WORK TO DO
All lines below must be repeated exactly, with the pictures omitted.

-- start GIVEN INFORMATION --

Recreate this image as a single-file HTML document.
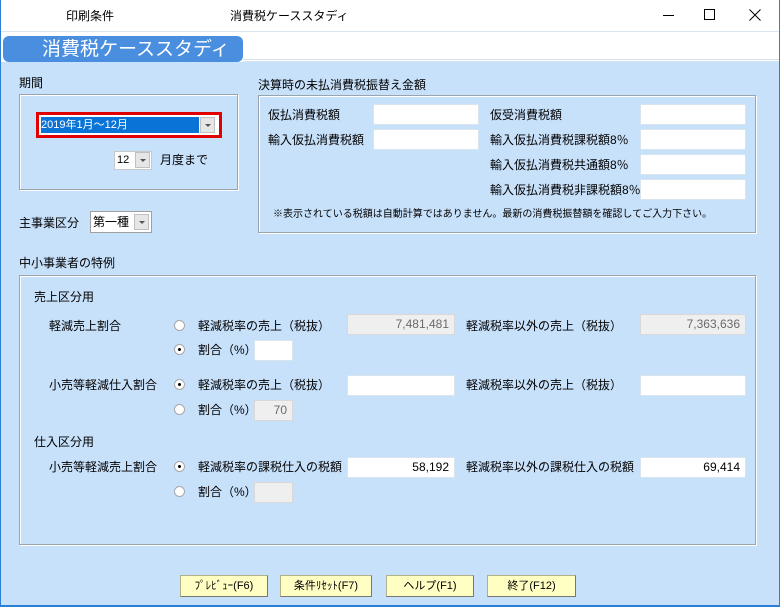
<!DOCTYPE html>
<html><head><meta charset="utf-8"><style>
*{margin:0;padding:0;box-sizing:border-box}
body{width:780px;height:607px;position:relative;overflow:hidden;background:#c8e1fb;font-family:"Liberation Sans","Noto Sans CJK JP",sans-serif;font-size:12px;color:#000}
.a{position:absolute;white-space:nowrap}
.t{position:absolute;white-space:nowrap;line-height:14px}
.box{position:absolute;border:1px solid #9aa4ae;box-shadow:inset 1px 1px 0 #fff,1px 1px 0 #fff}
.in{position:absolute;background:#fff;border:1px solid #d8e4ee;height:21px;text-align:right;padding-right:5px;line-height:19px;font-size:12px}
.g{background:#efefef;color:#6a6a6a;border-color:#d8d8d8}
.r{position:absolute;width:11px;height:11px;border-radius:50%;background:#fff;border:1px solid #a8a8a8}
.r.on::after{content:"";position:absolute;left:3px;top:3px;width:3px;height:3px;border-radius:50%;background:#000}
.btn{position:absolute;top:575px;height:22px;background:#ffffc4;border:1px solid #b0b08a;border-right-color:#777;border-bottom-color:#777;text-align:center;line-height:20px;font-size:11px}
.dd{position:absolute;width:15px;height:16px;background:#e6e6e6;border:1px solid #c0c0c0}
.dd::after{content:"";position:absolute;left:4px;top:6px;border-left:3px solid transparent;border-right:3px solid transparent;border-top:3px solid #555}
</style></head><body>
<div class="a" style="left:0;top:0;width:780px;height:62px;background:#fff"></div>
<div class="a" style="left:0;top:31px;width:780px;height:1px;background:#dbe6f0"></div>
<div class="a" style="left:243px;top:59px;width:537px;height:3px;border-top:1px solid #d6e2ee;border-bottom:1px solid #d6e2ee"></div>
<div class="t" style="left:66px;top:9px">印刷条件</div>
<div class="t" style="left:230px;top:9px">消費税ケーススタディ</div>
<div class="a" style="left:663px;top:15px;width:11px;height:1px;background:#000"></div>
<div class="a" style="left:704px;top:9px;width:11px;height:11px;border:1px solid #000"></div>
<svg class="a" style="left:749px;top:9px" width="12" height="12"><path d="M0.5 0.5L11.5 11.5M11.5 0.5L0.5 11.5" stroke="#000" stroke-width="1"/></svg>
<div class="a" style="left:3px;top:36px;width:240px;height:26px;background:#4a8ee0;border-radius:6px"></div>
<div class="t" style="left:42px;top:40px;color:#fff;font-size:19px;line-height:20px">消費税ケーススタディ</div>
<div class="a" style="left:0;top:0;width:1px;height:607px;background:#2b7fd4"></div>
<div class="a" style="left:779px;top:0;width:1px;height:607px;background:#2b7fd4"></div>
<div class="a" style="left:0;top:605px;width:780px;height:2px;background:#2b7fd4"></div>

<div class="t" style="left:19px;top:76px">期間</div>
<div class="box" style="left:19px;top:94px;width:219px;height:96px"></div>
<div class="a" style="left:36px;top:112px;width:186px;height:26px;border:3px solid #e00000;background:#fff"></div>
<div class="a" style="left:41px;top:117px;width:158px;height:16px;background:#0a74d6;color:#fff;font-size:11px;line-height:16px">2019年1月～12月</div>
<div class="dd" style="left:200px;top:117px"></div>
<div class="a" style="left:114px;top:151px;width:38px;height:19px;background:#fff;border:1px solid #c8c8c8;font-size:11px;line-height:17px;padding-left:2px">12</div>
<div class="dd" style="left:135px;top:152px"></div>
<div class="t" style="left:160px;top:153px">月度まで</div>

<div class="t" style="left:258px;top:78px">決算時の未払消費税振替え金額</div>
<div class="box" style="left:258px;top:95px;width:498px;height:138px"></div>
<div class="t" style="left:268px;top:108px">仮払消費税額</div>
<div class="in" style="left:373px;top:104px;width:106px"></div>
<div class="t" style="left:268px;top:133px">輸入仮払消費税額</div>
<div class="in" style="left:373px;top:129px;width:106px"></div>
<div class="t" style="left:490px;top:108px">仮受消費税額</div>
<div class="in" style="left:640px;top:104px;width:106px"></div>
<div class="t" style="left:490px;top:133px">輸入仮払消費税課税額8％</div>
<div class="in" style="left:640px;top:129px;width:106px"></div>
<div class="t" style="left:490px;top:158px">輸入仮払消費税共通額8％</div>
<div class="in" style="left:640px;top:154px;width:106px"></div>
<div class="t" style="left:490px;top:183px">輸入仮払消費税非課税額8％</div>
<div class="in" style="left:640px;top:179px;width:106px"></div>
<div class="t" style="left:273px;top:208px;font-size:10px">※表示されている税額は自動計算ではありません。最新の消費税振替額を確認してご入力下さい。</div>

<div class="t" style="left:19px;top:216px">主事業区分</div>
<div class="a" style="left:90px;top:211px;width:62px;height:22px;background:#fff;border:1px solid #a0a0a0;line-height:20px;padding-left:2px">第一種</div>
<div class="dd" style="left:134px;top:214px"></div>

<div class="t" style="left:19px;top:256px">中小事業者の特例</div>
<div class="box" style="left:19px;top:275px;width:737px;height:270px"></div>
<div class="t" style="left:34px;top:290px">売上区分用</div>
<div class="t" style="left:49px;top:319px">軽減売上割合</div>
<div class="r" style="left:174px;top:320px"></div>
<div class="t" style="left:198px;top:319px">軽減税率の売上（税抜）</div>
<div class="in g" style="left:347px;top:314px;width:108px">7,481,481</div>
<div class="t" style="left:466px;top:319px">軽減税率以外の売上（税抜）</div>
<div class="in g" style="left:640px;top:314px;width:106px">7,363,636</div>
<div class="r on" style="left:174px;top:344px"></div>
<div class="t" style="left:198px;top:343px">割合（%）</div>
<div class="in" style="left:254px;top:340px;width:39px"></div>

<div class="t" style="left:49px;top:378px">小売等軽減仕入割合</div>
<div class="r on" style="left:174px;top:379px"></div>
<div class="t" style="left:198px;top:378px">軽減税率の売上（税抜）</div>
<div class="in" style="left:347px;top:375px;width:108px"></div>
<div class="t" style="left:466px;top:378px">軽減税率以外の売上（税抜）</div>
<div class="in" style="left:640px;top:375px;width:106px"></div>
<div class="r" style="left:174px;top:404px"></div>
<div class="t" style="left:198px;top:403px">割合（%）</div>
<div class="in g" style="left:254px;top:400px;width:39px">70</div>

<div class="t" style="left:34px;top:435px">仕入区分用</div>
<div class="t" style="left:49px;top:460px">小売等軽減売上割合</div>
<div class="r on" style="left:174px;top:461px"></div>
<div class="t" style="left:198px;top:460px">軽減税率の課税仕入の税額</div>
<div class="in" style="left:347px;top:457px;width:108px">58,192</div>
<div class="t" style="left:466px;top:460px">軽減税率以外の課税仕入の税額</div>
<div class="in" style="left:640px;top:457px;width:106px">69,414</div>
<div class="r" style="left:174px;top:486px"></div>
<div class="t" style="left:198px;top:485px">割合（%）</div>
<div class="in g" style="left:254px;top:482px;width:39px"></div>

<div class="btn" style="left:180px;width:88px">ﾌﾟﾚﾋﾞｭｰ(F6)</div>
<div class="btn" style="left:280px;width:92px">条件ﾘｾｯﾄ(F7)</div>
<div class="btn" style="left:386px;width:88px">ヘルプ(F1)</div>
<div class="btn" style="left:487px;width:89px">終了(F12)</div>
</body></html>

-- end GIVEN INFORMATION --

FULL ANSWER
Recreate this image as a single-file HTML document.
<!DOCTYPE html>
<html><head><meta charset="utf-8"><style>
*{margin:0;padding:0;box-sizing:border-box}
body{width:780px;height:607px;position:relative;overflow:hidden;background:#c8e1fb;font-family:"Liberation Sans","Noto Sans CJK JP",sans-serif;font-size:12px;color:#000}
.a{position:absolute;white-space:nowrap}
.t{position:absolute;white-space:nowrap;line-height:14px}
.box{position:absolute;border:1px solid #9aa4ae;box-shadow:inset 1px 1px 0 #fff,1px 1px 0 #fff}
.in{position:absolute;background:#fff;border:1px solid #d8e4ee;height:21px;text-align:right;padding-right:5px;line-height:19px;font-size:12px}
.g{background:#efefef;color:#6a6a6a;border-color:#d8d8d8}
.r{position:absolute;width:11px;height:11px;border-radius:50%;background:#fff;border:1px solid #a8a8a8}
.r.on::after{content:"";position:absolute;left:3px;top:3px;width:3px;height:3px;border-radius:50%;background:#000}
.btn{position:absolute;top:575px;height:22px;background:#ffffc4;border:1px solid #b0b08a;border-right-color:#777;border-bottom-color:#777;text-align:center;line-height:20px;font-size:11px}
.dd{position:absolute;width:15px;height:16px;background:#e6e6e6;border:1px solid #c0c0c0}
.dd::after{content:"";position:absolute;left:4px;top:6px;border-left:3px solid transparent;border-right:3px solid transparent;border-top:3px solid #555}
</style></head><body>
<div class="a" style="left:0;top:0;width:780px;height:62px;background:#fff"></div>
<div class="a" style="left:0;top:31px;width:780px;height:1px;background:#dbe6f0"></div>
<div class="a" style="left:243px;top:59px;width:537px;height:3px;border-top:1px solid #d6e2ee;border-bottom:1px solid #d6e2ee"></div>
<div class="t" style="left:66px;top:9px">印刷条件</div>
<div class="t" style="left:230px;top:9px">消費税ケーススタディ</div>
<div class="a" style="left:663px;top:15px;width:11px;height:1px;background:#000"></div>
<div class="a" style="left:704px;top:9px;width:11px;height:11px;border:1px solid #000"></div>
<svg class="a" style="left:749px;top:9px" width="12" height="12"><path d="M0.5 0.5L11.5 11.5M11.5 0.5L0.5 11.5" stroke="#000" stroke-width="1"/></svg>
<div class="a" style="left:3px;top:36px;width:240px;height:26px;background:#4a8ee0;border-radius:6px"></div>
<div class="t" style="left:42px;top:40px;color:#fff;font-size:19px;line-height:20px">消費税ケーススタディ</div>
<div class="a" style="left:0;top:0;width:1px;height:607px;background:#2b7fd4"></div>
<div class="a" style="left:779px;top:0;width:1px;height:607px;background:#2b7fd4"></div>
<div class="a" style="left:0;top:605px;width:780px;height:2px;background:#2b7fd4"></div>

<div class="t" style="left:19px;top:76px">期間</div>
<div class="box" style="left:19px;top:94px;width:219px;height:96px"></div>
<div class="a" style="left:36px;top:112px;width:186px;height:26px;border:3px solid #e00000;background:#fff"></div>
<div class="a" style="left:41px;top:117px;width:158px;height:16px;background:#0a74d6;color:#fff;font-size:11px;line-height:16px">2019年1月～12月</div>
<div class="dd" style="left:200px;top:117px"></div>
<div class="a" style="left:114px;top:151px;width:38px;height:19px;background:#fff;border:1px solid #c8c8c8;font-size:11px;line-height:17px;padding-left:2px">12</div>
<div class="dd" style="left:135px;top:152px"></div>
<div class="t" style="left:160px;top:153px">月度まで</div>

<div class="t" style="left:258px;top:78px">決算時の未払消費税振替え金額</div>
<div class="box" style="left:258px;top:95px;width:498px;height:138px"></div>
<div class="t" style="left:268px;top:108px">仮払消費税額</div>
<div class="in" style="left:373px;top:104px;width:106px"></div>
<div class="t" style="left:268px;top:133px">輸入仮払消費税額</div>
<div class="in" style="left:373px;top:129px;width:106px"></div>
<div class="t" style="left:490px;top:108px">仮受消費税額</div>
<div class="in" style="left:640px;top:104px;width:106px"></div>
<div class="t" style="left:490px;top:133px">輸入仮払消費税課税額8％</div>
<div class="in" style="left:640px;top:129px;width:106px"></div>
<div class="t" style="left:490px;top:158px">輸入仮払消費税共通額8％</div>
<div class="in" style="left:640px;top:154px;width:106px"></div>
<div class="t" style="left:490px;top:183px">輸入仮払消費税非課税額8％</div>
<div class="in" style="left:640px;top:179px;width:106px"></div>
<div class="t" style="left:273px;top:208px;font-size:10px">※表示されている税額は自動計算ではありません。最新の消費税振替額を確認してご入力下さい。</div>

<div class="t" style="left:19px;top:216px">主事業区分</div>
<div class="a" style="left:90px;top:211px;width:62px;height:22px;background:#fff;border:1px solid #a0a0a0;line-height:20px;padding-left:2px">第一種</div>
<div class="dd" style="left:134px;top:214px"></div>

<div class="t" style="left:19px;top:256px">中小事業者の特例</div>
<div class="box" style="left:19px;top:275px;width:737px;height:270px"></div>
<div class="t" style="left:34px;top:290px">売上区分用</div>
<div class="t" style="left:49px;top:319px">軽減売上割合</div>
<div class="r" style="left:174px;top:320px"></div>
<div class="t" style="left:198px;top:319px">軽減税率の売上（税抜）</div>
<div class="in g" style="left:347px;top:314px;width:108px">7,481,481</div>
<div class="t" style="left:466px;top:319px">軽減税率以外の売上（税抜）</div>
<div class="in g" style="left:640px;top:314px;width:106px">7,363,636</div>
<div class="r on" style="left:174px;top:344px"></div>
<div class="t" style="left:198px;top:343px">割合（%）</div>
<div class="in" style="left:254px;top:340px;width:39px"></div>

<div class="t" style="left:49px;top:378px">小売等軽減仕入割合</div>
<div class="r on" style="left:174px;top:379px"></div>
<div class="t" style="left:198px;top:378px">軽減税率の売上（税抜）</div>
<div class="in" style="left:347px;top:375px;width:108px"></div>
<div class="t" style="left:466px;top:378px">軽減税率以外の売上（税抜）</div>
<div class="in" style="left:640px;top:375px;width:106px"></div>
<div class="r" style="left:174px;top:404px"></div>
<div class="t" style="left:198px;top:403px">割合（%）</div>
<div class="in g" style="left:254px;top:400px;width:39px">70</div>

<div class="t" style="left:34px;top:435px">仕入区分用</div>
<div class="t" style="left:49px;top:460px">小売等軽減売上割合</div>
<div class="r on" style="left:174px;top:461px"></div>
<div class="t" style="left:198px;top:460px">軽減税率の課税仕入の税額</div>
<div class="in" style="left:347px;top:457px;width:108px">58,192</div>
<div class="t" style="left:466px;top:460px">軽減税率以外の課税仕入の税額</div>
<div class="in" style="left:640px;top:457px;width:106px">69,414</div>
<div class="r" style="left:174px;top:486px"></div>
<div class="t" style="left:198px;top:485px">割合（%）</div>
<div class="in g" style="left:254px;top:482px;width:39px"></div>

<div class="btn" style="left:180px;width:88px">ﾌﾟﾚﾋﾞｭｰ(F6)</div>
<div class="btn" style="left:280px;width:92px">条件ﾘｾｯﾄ(F7)</div>
<div class="btn" style="left:386px;width:88px">ヘルプ(F1)</div>
<div class="btn" style="left:487px;width:89px">終了(F12)</div>
</body></html>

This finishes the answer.